Our Results

Cascone & Kluepfel, LLP is proud of our track record of success in all areas of liability defense. Select a categoy below to view some of our results.

Prior results do not guarantee a similar outcome.

Denial of Summary Judgment Reversed by Appellate Division, Second Department

Plaintiff claimed to have sustained serious injuries after being struck with a ball while sunbathing at a municipal beach. She alleged that the municipality failed to provide proper supervision and also failed to enforce its own “no ball playing” ordinance, instead permitting a group of patrons to engage in a 45 minute baseball game. Following the incident, plaintiff underwent five surgical procedures, resulting in significant disfigurement.

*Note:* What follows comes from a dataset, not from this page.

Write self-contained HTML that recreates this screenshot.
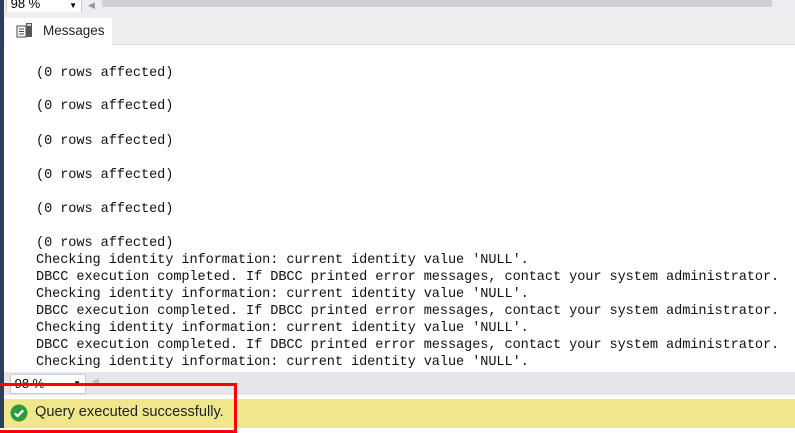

We moved for summary judgment dismissal arguing that the municipality’s duty to beachgoers was limited to preventing “ultrahazardous and criminal activities of which it had knowledge.” The motion court denied our motion, finding a question of fact as to whether the lifeguards and public safety officers should have stopped the game.

On appeal, the Appellate Division, Second Department, reversed the motion court’s decision and dismissed the action. The court found that we had submitted prima facie evidence that the activity (playing baseball) did not rise to the level of "ultrahazardous and criminal" activity that would trigger the municipality’s duty to intercede. (Appellate Division, Second Department, June 2016).

Defense Verdict in Damages Only Trial

3/1/2016

Founding Partner Len Cascone obtained a defense verdict on a damages only trial in Queens County. The jury determined that plaintiff's neck complaints (including numbness and tingling in his hands) resulted from the natural degenerative process of a two-level cervical fusion he underwent five months prior to the motor vehicle accident in question. The jury rendered a defense verdict under Insurance Law § 5012(d), finding that plaintiff did not sustain a serious injury as a result of the rear-end accident. (Supreme Court, Queens County, March 2016)

Court Determined Client’s Work Not a Cause of Sidewalk Defect

Plaintiff pedestrian claimed that she tripped and fell over a “depression” on a sidewalk in Queens, New York. She brought suit against the abutting property owner, City of New York, and our client, a plumbing contractor hired by a non-party to repair a water main. We moved for summary judgment, submitting evidence that our client performed no work on the sidewalk, but only in the roadway itself. The Court granted summary judgment in our favor, finding as a matter of law that our client’s work could not have caused the sidewalk defect and, therefore, could not be liable to plaintiff or the abutting property owner. (Supreme Court, Queens County, February, 2016)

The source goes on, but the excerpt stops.